Me tocó ir con un tipo rubio, de estatura media, ojos muy azules y anchas espaldas, cuyas simpatías políticas no tardó en revelarme: era neonazi. Me lo confesó tras hacer diversos comentarios impresentables que no desaprobé externamente (aunque en mi fuero interno no dejaba de decirme: "He aquí un soberano hijo de puta"). Uno de ellos estaba dedicado a una gitana que salía en la portada del Interviú: aseguró que le ponía muy cachondo pese a merecerle el más profundo desprecio por su etnia. El seguirle la corriente me hizo ganar su confianza, me permitió observarle atentamente en su salsa como haría un entomólogo con un escarabajo en un terrario. Ya había superado la treintena, así que tenía unos cuantos años más que yo. Me confesó que tenía un hijo y que ya no estaba para ir dando golpes a "gentuza" con bates de beisbol: no por un reparo moral sobrevenido, sino por no meterse en líos con la Justicia más propios ya de jovenzuelos. Me reconoció con orgullo y cierta nostalgia haber dado buenas hostias en sus tiempos mozos.
Nos tocó trabajar en Torrejón de Ardoz, que ya en aquel lejano 1994 era una población con una presencia significativa de inmigrantes. En la primera puerta a la que tocó nos abrió una dominicana negra. Desplegando todas sus habilidades como charlatán de feria, exhibiendo una sonrisa más falsa que Judas, intentó convencer a la mujer de sumarse al Círculo. No he olvidado cuando le inquirió por sus hijos con un brillo maléfico en sus ojos líquidos: "¿Tienes pitufines?... Pues hay muchas cosas que les podrían interesar de nuestro catálogo". En el vestíbulo, detrás de sus faldas, se escondían tímidamente unos niños mulatos tan pequeños como indefensos.

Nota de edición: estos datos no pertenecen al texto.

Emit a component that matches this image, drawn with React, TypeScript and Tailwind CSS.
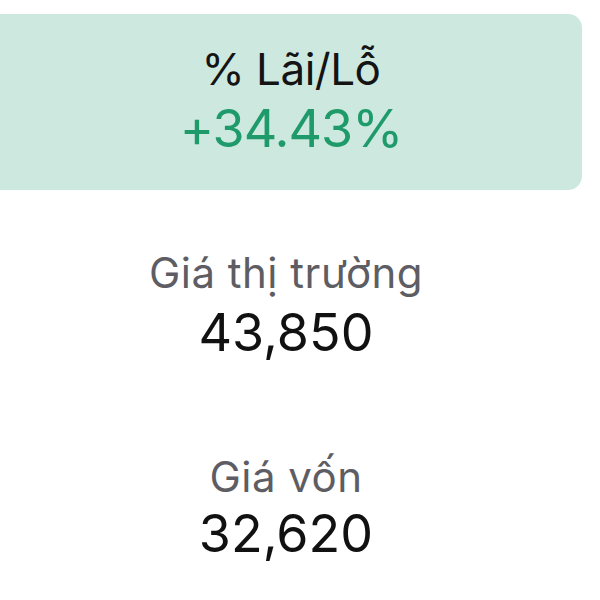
const font = { fontFamily: "Inter, 'Noto Sans', sans-serif" };

// ---------------------------------------------------------------------------
// Stat block
// ---------------------------------------------------------------------------

interface StatProps {
  label: string;
  value: string;
  gap: string;
}

const Stat = ({ label, value, gap }: StatProps) => (
  <div className={`flex flex-col items-center ${gap}`}>
    <span className="text-[42px] leading-[48px] tracking-[0.5px] text-[#5d5d63]">
      {label}
    </span>
    <span className="text-[52px] leading-[60px] text-[#111111]">{value}</span>
  </div>
);

// ---------------------------------------------------------------------------
// App
// ---------------------------------------------------------------------------

export default function App() {
  return (
    <div className="w-[600px] h-[600px] bg-white overflow-hidden" style={font}>
      {/* Profit / loss card */}
      <div className="mt-[14px] w-[582px] h-[176px] rounded-r-[14px] bg-[#cde9df] flex flex-col items-center pt-[31px] gap-[6px]">
        <span className="text-[44px] leading-[48px] tracking-[-0.5px] text-[#141414]">
          % Lãi/Lỗ
        </span>
        <span className="text-[52px] leading-[60px] tracking-[-1px] text-[#1e9a6b]">
          +34.43%
        </span>
      </div>

      <div className="w-[572px] flex flex-col gap-[90px] pt-[59px]">
        <Stat label="Giá thị trường" value="43,850" gap="gap-[6px]" />
        <Stat label="Giá vốn" value="32,620" gap="gap-[3px]" />
      </div>
    </div>
  );
}
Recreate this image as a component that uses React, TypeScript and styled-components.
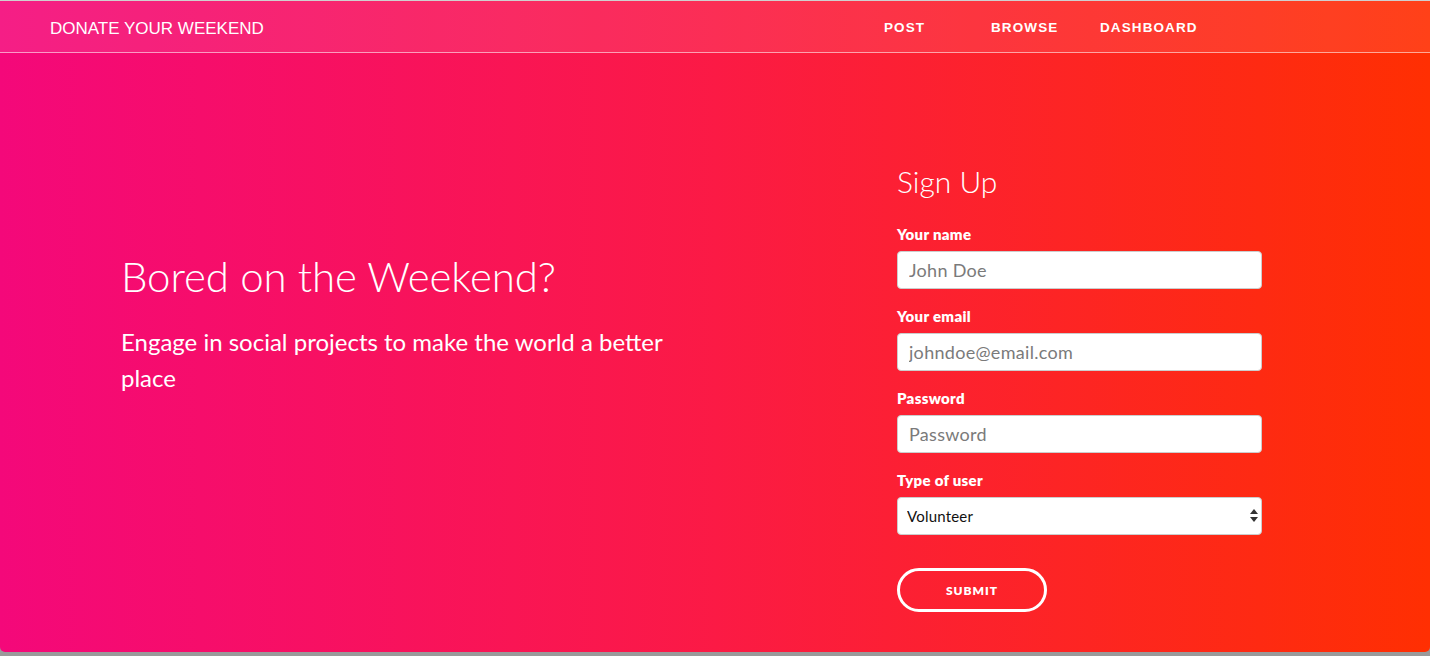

No convenció finalmente a la dominicana. Ni a ella ni a ninguna otra persona en todo la mañana de pateo por Torrejón. También tocamos en la casa de un magrebí y en la de un individuo muy amanerado ("un mariconazo"). Después de comer un menú del día volvimos a la carga, con igual resultado. Nos dirigimos a su coche cansados y con sensación de derrota. "Alguna vez pasa esto, ¿sabes?". Entonces, cuando le pregunté si le incomodaba tener que vérselas con gente a la que odiaba o despreciaba, me transmitió la enseñanza del día: "Cuando tengo delante a una guarra como la de esta mañana, me imagino que tiene escrito 'Dos mil pesetas' en la frente". Eso es lo que ganaba por cada nuevo socio. En su fría mirada de resentimiento advertí un fondo de amargura, de insatisfacción, de infelicidad. Regresamos a Madrid y le despedí para siempre con un falso "hasta mañana".